Alex Salmond has clashed with opposition leaders over the intervention of Bank of England Governor Mark Carney in the independence debate.
Mr Carney revealed on Wednesday that financial contingency plans have been drawn up to deal with a possible run on Scottish banks following a Yes vote.
The first minister claimed it was designed to counter the “instability” which the pro-UK campaign was deliberately creating in order to foster fear of independence.
Read financial expert Prof. Ronald MacDonald’s view that ‘Scotland’s economy would be in turmoil’ if an independent Scotland shared the pound.
But Liberal Democrat leader Willie Rennie countered yesterday: “Only the first minister could claim a warning on a run on the banks was a triumph for his cause.”
Mr Carney said the Bank of England would go with whatever currency arrangement were decided by the Scottish and UK governments, but emergency plans had been drawn up to deal with any “financial instability”.

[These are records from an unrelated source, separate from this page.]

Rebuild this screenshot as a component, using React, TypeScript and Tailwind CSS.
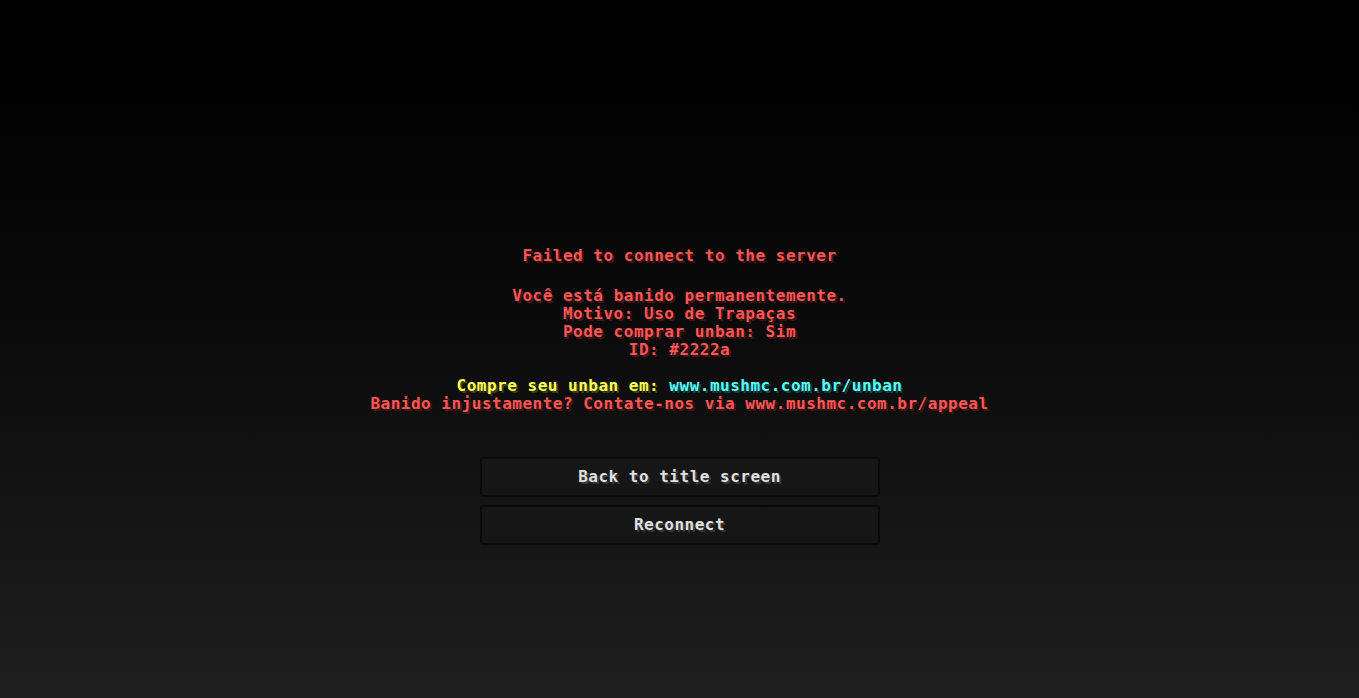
const font = { fontFamily: '"DejaVu Sans Mono", "Liberation Mono", monospace' };

const MenuButton = ({ label }: { label: string }) => (
  <button className="w-[400px] h-[40px] rounded-[3px] border-2 border-[#0a0a0a] bg-[#161616] text-[#e0e0e0] text-[16px] leading-[20px] tracking-[0.5px] font-bold [text-shadow:2px_2px_0_#383838]">
    {label}
  </button>
);

export default function App() {
  return (
    <div
      className="w-full h-[698px] bg-gradient-to-b from-[#010101] to-[#1f1f1f] flex flex-col items-center pt-[246px] text-[16px] tracking-[0.5px] font-bold"
      style={font}
    >
      <p className="leading-[20px] text-[#ff5555] [text-shadow:2px_2px_0_#3f1515]">
        Failed to connect to the server
      </p>
      <div className="mt-[21px] flex flex-col items-center leading-[18px] text-[#ff5555] [text-shadow:2px_2px_0_#3f1515]">
        <p>Você está banido permanentemente.</p>
        <p>Motivo: Uso de Trapaças</p>
        <p>Pode comprar unban: Sim</p>
        <p>ID: #2222a</p>
        <p className="h-[18px]"></p>
        <p>
          <span className="text-[#ffff55] [text-shadow:2px_2px_0_#3f3f15]">Compre seu unban em: </span>
          <span className="text-[#55ffff] [text-shadow:2px_2px_0_#153f3f]">www.mushmc.com.br/unban</span>
        </p>
        <p>Banido injustamente? Contate-nos via www.mushmc.com.br/appeal</p>
      </div>
      <div className="mt-[44px] flex flex-col gap-2">
        <MenuButton label="Back to title screen" />
        <MenuButton label="Reconnect" />
      </div>
    </div>
  );
}
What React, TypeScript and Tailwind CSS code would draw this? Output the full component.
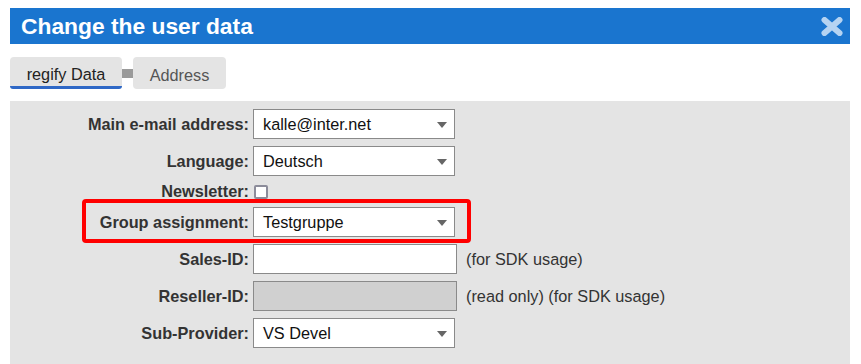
import React from "react";

const font = { fontFamily: '"Liberation Sans", Arial, sans-serif' };

function Arrow() {
  return (
    <svg width="10" height="6" viewBox="0 0 10 6" className="absolute right-[7px] top-[12px]">
      <polygon points="0,0 10,0 5,6" fill="#666" />
    </svg>
  );
}

function Select({ value }: { value: string }) {
  return (
    <div className="relative h-[30px] w-[202px] border border-[#8a8a8a] bg-white pl-[9px] text-[16.3px] leading-[28px] text-[#111]">
      {value}
      <Arrow />
    </div>
  );
}

function Label({ children }: { children: React.ReactNode }) {
  return (
    <div className="w-[243px] shrink-0 pr-[4px] text-right text-[16.3px] font-bold text-[#333]">{children}</div>
  );
}

export default function App() {
  return (
    <div className="h-[364px] w-[861px] overflow-hidden bg-white px-[10px] pt-[8px]" style={font}>
      <div className="flex h-[36px] w-[840px] items-center justify-between bg-[#1a75cf] pl-[11px] pr-[7px]">
        <div className="text-[22.8px] font-bold text-white">Change the user data</div>
        <svg width="22" height="19" viewBox="0 0 22 19">
          <path d="M3.5 3 L18.5 16 M18.5 3 L3.5 16" stroke="#b5d3f2" strokeWidth="6" strokeLinecap="round" />
        </svg>
      </div>
      <div className="mt-[13px] flex h-[32px] items-center">
        <div className="flex h-[32px] w-[112px] items-center justify-center rounded-t-[4px] rounded-b-[3px] border-b-[3px] border-[#2f68c6] bg-[#e4e4e4] pt-[5px] text-[16.3px] text-[#222]">
          regify Data
        </div>
        <div className="h-[9px] w-[11px] bg-[#9a9a9a]" />
        <div className="flex h-[32px] w-[93px] items-center justify-center rounded-[4px] bg-[#e4e4e4] pt-[4px] text-[16.3px] text-[#555]">
          Address
        </div>
      </div>
      <div className="mt-[12px] flex h-[300px] w-[840px] flex-col gap-[7px] bg-[#e4e4e4] pt-[8px]">
        <div className="flex items-center">
          <Label>Main e-mail address:</Label>
          <Select value="kalle@inter.net" />
        </div>
        <div className="flex items-center">
          <Label>Language:</Label>
          <Select value="Deutsch" />
        </div>
        <div className="flex h-[17px] items-center">
          <Label>Newsletter:</Label>
          <div className="ml-[1px] h-[14px] w-[14px] rounded-[2px] border-2 border-[#8c8c9a] bg-white" />
        </div>
        <div className="relative flex items-center">
          <Label>Group assignment:</Label>
          <Select value="Testgruppe" />
          <div className="pointer-events-none absolute left-[72px] top-[-8px] h-[44px] w-[389px] rounded-[4px] border-[4px] border-[#ff0000]" />
        </div>
        <div className="flex items-center">
          <Label>Sales-ID:</Label>
          <div className="h-[30px] w-[204px] border border-[#8a8a8a] bg-white" />
          <div className="ml-[9px] text-[16.3px] text-[#333]">(for SDK usage)</div>
        </div>
        <div className="flex items-center">
          <Label>Reseller-ID:</Label>
          <div className="h-[30px] w-[204px] border border-[#8a8a8a] bg-[#d0d0d0]" />
          <div className="ml-[9px] text-[16.3px] text-[#333]">(read only) (for SDK usage)</div>
        </div>
        <div className="flex items-center">
          <Label>Sub-Provider:</Label>
          <Select value="VS Devel" />
        </div>
      </div>
    </div>
  );
}
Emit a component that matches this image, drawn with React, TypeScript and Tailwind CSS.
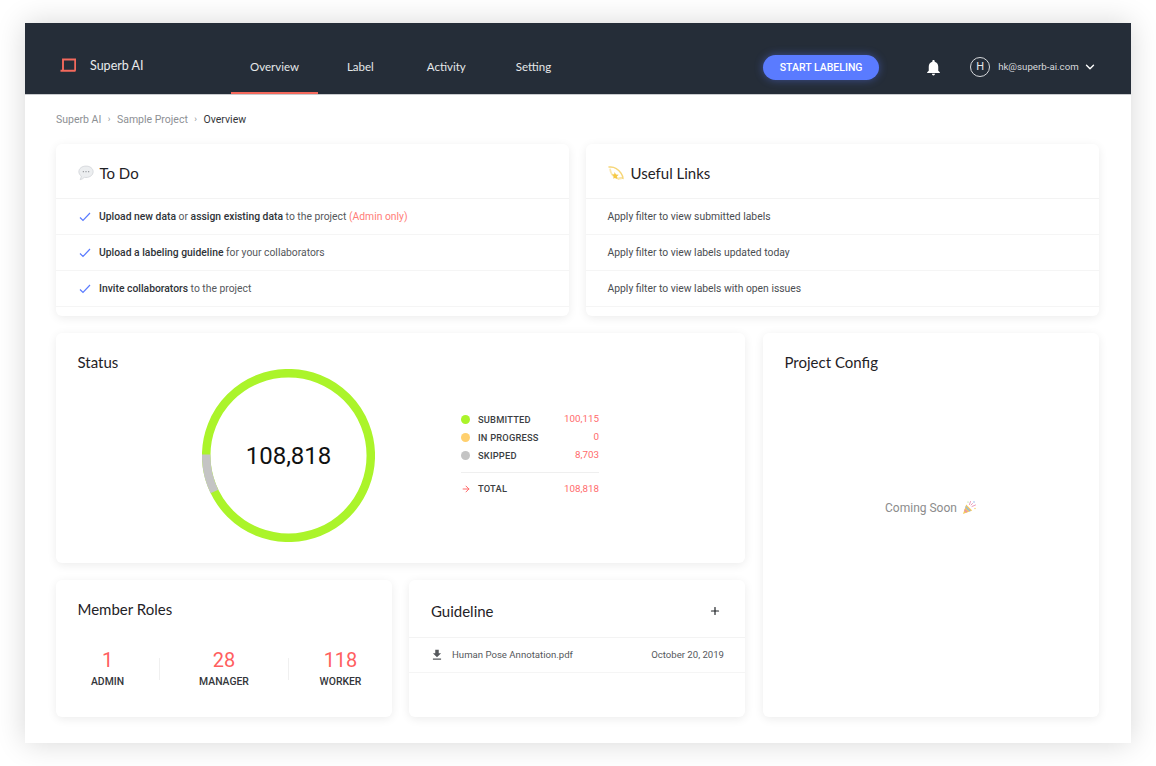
import React from 'react';
import { ChevronDown, Plus, ArrowRight } from 'lucide-react';
import { MdFileDownload, MdNotifications } from 'react-icons/md';

const tabs = [
  { name: 'Overview', gap: '' },
  { name: 'Label', gap: 'ml-[10px]' },
  { name: 'Activity', gap: 'ml-[15px]' },
  { name: 'Setting', gap: 'ml-[12px]' },
];

const todos = [
  <><b className="font-medium text-[#2f3338]">Upload new data</b> or <b className="font-medium text-[#2f3338]">assign existing data</b> to the project <span className="text-[#ff7d78]">(Admin only)</span></>,
  <><b className="font-medium text-[#2f3338]">Upload a labeling guideline</b> for your collaborators</>,
  <><b className="font-medium text-[#2f3338]">Invite collaborators</b> to the project</>,
];

const links = [
  'Apply filter to view submitted labels',
  'Apply filter to view labels updated today',
  'Apply filter to view labels with open issues',
];

const legend = [
  { label: 'SUBMITTED', value: '100,115', dot: 'bg-[#abf42a]' },
  { label: 'IN PROGRESS', value: '0', dot: 'bg-[#ffd06e]' },
  { label: 'SKIPPED', value: '8,703', dot: 'bg-[#c4c4c4]' },
];

const roles = [
  { count: '1', name: 'ADMIN', width: 'w-[103px]' },
  { count: '28', name: 'MANAGER', width: 'w-[128px]' },
  { count: '118', name: 'WORKER', width: 'w-[103px]' },
];

const card = 'bg-white rounded-[6px] shadow-[0_2px_10px_rgba(0,0,0,0.08)]';
const heading = "font-['Lato',sans-serif] text-[15px] text-[#1f2226]";

const BlueCheck = () => (
  <svg className="shrink-0" width="12" height="10" viewBox="0 0 12 10" fill="none">
    <path d="M1 5.500L4 8.500L11 1" stroke="#5a7bff" strokeWidth="1.200" />
  </svg>
);

const BubbleEmoji = () => (
  <svg width="16" height="16" viewBox="0 0 15 15">
    <path d="M7.5 1C3.6 1 .8 3.3.8 6.3c0 1.7.9 3.1 2.3 4.1-.1 1.1-.6 2.3-1.1 3.4 1.500-.3 3-1.200 3.900-2.200.5.100 1 .1 1.600.1 3.900 0 6.700-2.400 6.700-5.400S11.400 1 7.500 1z" fill="#eceef0" stroke="#cfd2d6" strokeWidth="0.7" />
    <circle cx="5" cy="6.300" r="0.600" fill="#8b8f94" />
    <circle cx="7.500" cy="6.300" r="0.600" fill="#8b8f94" />
    <circle cx="10" cy="6.300" r="0.600" fill="#8b8f94" />
  </svg>
);

const DizzyEmoji = () => (
  <svg width="16" height="15" viewBox="0 0 16 15" fill="none">
    <path d="M1 1c4.500-.6 9 1.800 12 6.200 1 1.500 1.900 3.500 1.900 5-1.600-.5-3.100-.2-4.700.7" stroke="#f6d678" strokeWidth="1.500" strokeLinecap="round" />
    <path d="M2.200 3.500c.3 3.200 2.800 6.800 6.200 8.300 1.600.7 3.200.8 5 .6" stroke="#fae7ae" strokeWidth="1.800" strokeLinecap="round" />
    <path d="M6.500 6l1.500 2.400 2.700.3-1.800 1.900.5 2.500-2.500-1.200-1.700.9.500-2.600-1.700-1.700 2.300-.3z" fill="#f6c945" />
  </svg>
);

const PartyEmoji = () => (
  <svg width="15" height="15" viewBox="0 0 15 15">
    <path d="M1 14l3.200-9.500 6 6z" fill="#f5c95c" />
    <path d="M2.800 9l3 3-1.600.600-2-2z" fill="#e88fb0" />
    <path d="M3.800 6l5 5-1.300.5L3.300 7.300z" fill="#8fb7e8" />
    <path d="M7.500 4.500l1-3M10 6.500l3.500-1.500M9 5l1.500-1.500" stroke="#e88fb0" strokeWidth="0.900" strokeLinecap="round" />
    <circle cx="12" cy="2" r="0.800" fill="#8fb7e8" />
    <circle cx="13" cy="8.500" r="0.700" fill="#f5c95c" />
    <circle cx="6" cy="2" r="0.600" fill="#9bd77a" />
  </svg>
);

const Donut = () => (
  <div className="grid w-[173px] h-[173px] shrink-0">
    <svg className="col-start-1 row-start-1" width="173" height="173" viewBox="0 0 173 173" fill="none">
      <circle cx="86.500" cy="86.500" r="82.300" stroke="#abf42a" strokeWidth="8.500" />
      <path d="M4.200 85.500A82.300 82.300 0 0 0 12.400 122.500" stroke="#c4c4c4" strokeWidth="8.500" />
    </svg>
    <div className="col-start-1 row-start-1 flex items-center justify-center font-['Roboto',sans-serif] text-[24px] text-[#111]">
      108,818
    </div>
  </div>
);

export default function App() {
  return (
    <div className="w-[1156px] h-[766px] bg-white pt-[23px] px-[25px] overflow-hidden font-['Roboto',sans-serif]">
      <div className="w-[1106px] h-[720px] bg-white shadow-[0_0_28px_rgba(0,0,0,0.16)]">
        <header className="h-[72px] bg-[#252d38] border-b border-[#c9cbce] pt-[17px] pl-[35px] flex items-center text-white">
          <svg className="mb-[5px]" width="16" height="14" viewBox="0 0 16 14" fill="none">
            <path d="M.5 12.700h15M3 12.500V1.500h12.200v11.200" stroke="#f4695c" strokeWidth="1.900" />
          </svg>
          <span className="ml-[14px] mb-[2px] text-[12.500px] font-['Lato',sans-serif] text-[#e9ebed] w-[141px]">Superb AI</span>
          <nav className="flex self-stretch">
            {tabs.map((tab, i) => (
              <div
                key={tab.name}
                className={`${tab.gap} px-[19px] pt-[2px] flex items-center justify-center font-['Lato',sans-serif] text-[11.500px] text-[#e6e8ea] border-b-2 ${i === 0 ? 'border-[#f4695c]' : 'border-transparent'}`}
              >
                {tab.name}
              </div>
            ))}
          </nav>
          <button className="ml-[193px] w-[116px] h-[25px] rounded-full bg-[#5a7bff] text-[10.500px] font-medium pt-[1px] shadow-[0_0_8px_rgba(90,123,255,0.45)]">
            START LABELING
          </button>
          <MdNotifications className="ml-[45px] text-white" size={19} />
          <div className="ml-[27px] w-[20px] h-[20px] rounded-full border border-[#d7d9dc] flex items-center justify-center text-[11px] text-[#e6e8ea]">H</div>
          <span className="ml-[8px] text-[9.700px] text-[#d7d9dc]">hk@superb-ai.com</span>
          <ChevronDown className="ml-[4px] text-white" size={14} strokeWidth={2.400} />
        </header>

        <main className="px-[31px]">
          <div className="h-[49px] flex items-center gap-[6.500px] text-[10.500px] text-[#8d9094]">
            <span>Superb AI</span>
            <span className="text-[9px]">›</span>
            <span>Sample Project</span>
            <span className="text-[9px]">›</span>
            <span className="text-[#33363a]">Overview</span>
          </div>

          <div className="grid grid-cols-[513px_513px] gap-[17px]">
            <section className={`${card} h-[172px]`}>
              <div className="h-[55px] pt-[4px] pl-[21.500px] pr-[22px] flex items-center gap-[6px] border-b border-[#f3f3f3]">
                <BubbleEmoji />
                <h2 className={heading}>To Do</h2>
              </div>
              {todos.map((todo, i) => (
                <div key={i} className="h-[36px] pl-[22.500px] pr-[22px] flex items-center gap-[8.500px] border-b border-[#f5f5f5] text-[10.350px] text-[#55585c]">
                  <BlueCheck />
                  <span>{todo}</span>
                </div>
              ))}
            </section>

            <section className={`${card} h-[172px]`}>
              <div className="h-[55px] pt-[4px] pl-[21.500px] pr-[22px] flex items-center gap-[7px] border-b border-[#f3f3f3]">
                <DizzyEmoji />
                <h2 className={heading}>Useful Links</h2>
              </div>
              {links.map((link) => (
                <div key={link} className="h-[36px] px-[21.500px] flex items-center border-b border-[#f5f5f5] text-[10.350px] text-[#4a4d51]">
                  {link}
                </div>
              ))}
            </section>
          </div>

          <div className="mt-[17px] grid grid-cols-[689px_336px] gap-x-[18px]">
            <div className="flex flex-col gap-[17px]">
              <section className={`${card} h-[230px] pl-[21.500px] flex items-start`}>
                <h2 className={`${heading} w-[124.500px] pt-[18px]`}>Status</h2>
                <div className="mt-[36px]">
                  <Donut />
                </div>
                <div className="ml-[86px] mt-[78px] w-[138px] text-[9.300px] font-medium">
                  {legend.map((row) => (
                    <div key={row.label} className="h-[18px] pb-[1px] flex items-center">
                      <span className={`w-[9px] h-[9px] rounded-full ${row.dot}`} />
                      <span className="ml-[8px] text-[#3b3e42] tracking-[0.2px]">{row.label}</span>
                      <span className="ml-auto font-normal text-[#ff6b6b] text-[9.800px]">{row.value}</span>
                    </div>
                  ))}
                  <div className="mt-[7px] pt-[7px] border-t border-[#efefef] h-[26px] flex items-center">
                    <ArrowRight className="text-[#ff6b6b]" size={10} strokeWidth={2.400} />
                    <span className="ml-[7px] text-[#3b3e42] tracking-[0.2px]">TOTAL</span>
                    <span className="ml-auto font-normal text-[#ff6b6b] text-[9.800px]">108,818</span>
                  </div>
                </div>
              </section>

              <div className="grid grid-cols-[336px_336px] gap-x-[17px]">
                <section className={`${card} h-[137px]`}>
                  <h2 className={`${heading} pl-[21.500px] pt-[18px]`}>Member Roles</h2>
                  <div className="mt-[28px] flex items-center">
                    {roles.map((role, i) => (
                      <React.Fragment key={role.name}>
                        {i > 0 && <div className="w-px h-[22px] bg-[#f0f0f0]" />}
                        <div className={`${role.width} flex flex-col items-center`}>
                          <span className="text-[20px] leading-[22px] text-[#ff5f5f]">{role.count}</span>
                          <span className="mt-[3px] text-[10.400px] font-medium text-[#33363a]">{role.name}</span>
                        </div>
                      </React.Fragment>
                    ))}
                  </div>
                </section>

                <section className={`${card} h-[137px]`}>
                  <div className="h-[58px] pt-[5px] pl-[22px] pr-[24px] flex items-center justify-between border-b border-[#f3f3f3]">
                    <h2 className={heading}>Guideline</h2>
                    <Plus className="text-[#1f2226]" size={12} strokeWidth={2.400} />
                  </div>
                  <div className="h-[35px] pl-[21px] pr-[21px] flex items-center border-b border-[#f5f5f5] text-[9.600px] text-[#55585c]">
                    <MdFileDownload className="text-[#55585c]" size={14} />
                    <span className="ml-[8px]">Human Pose Annotation.pdf</span>
                    <span className="ml-auto">October 20, 2019</span>
                  </div>
                </section>
              </div>
            </div>

            <section className={`${card} h-[384px] flex flex-col`}>
              <h2 className={`${heading} pl-[21.500px] pt-[18px]`}>Project Config</h2>
              <div className="mt-[125px] flex items-center justify-center gap-[5px] text-[12px] text-[#8c8c8c]">
                <span>Coming Soon</span>
                <PartyEmoji />
              </div>
            </section>
          </div>
        </main>
      </div>
    </div>
  );
}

At first minister’s questions, opposition leaders continued to barrage Mr Salmond on the need for him to say what was “plan B” if he is unable to secure a formal currency union – an idea rejected by the Conservatives, Labour and Liberal Democrats.
Labour leader Johann Lamont said Mr Carney was answering a question about savers taking their money out of Scotland because Mr Salmond will not say what the currency will be.
“Mark Carney clearly thinks the risk is real, because he has revealed that the Bank of England has contingency plans for it,” she said.
“So before the financial crisis hits, shouldn’t the first minister end the currency uncertainty by simply telling us, what is his plan B?”
As they crossed swords, Mr Salmond insisted Scotland will use the pound
“What is certain is that the governor performed his responsibility yesterday, seeking to make sure that he was doing his job, doing his responsibility and stopping the instability which I believe is caused by a deliberate campaign tactic by the unionist parties,” he said.
Scottish Conservative leader Ruth Davidson said: “The first minister has heroically tried to spin the governor’s words as a win for him. It’s not.”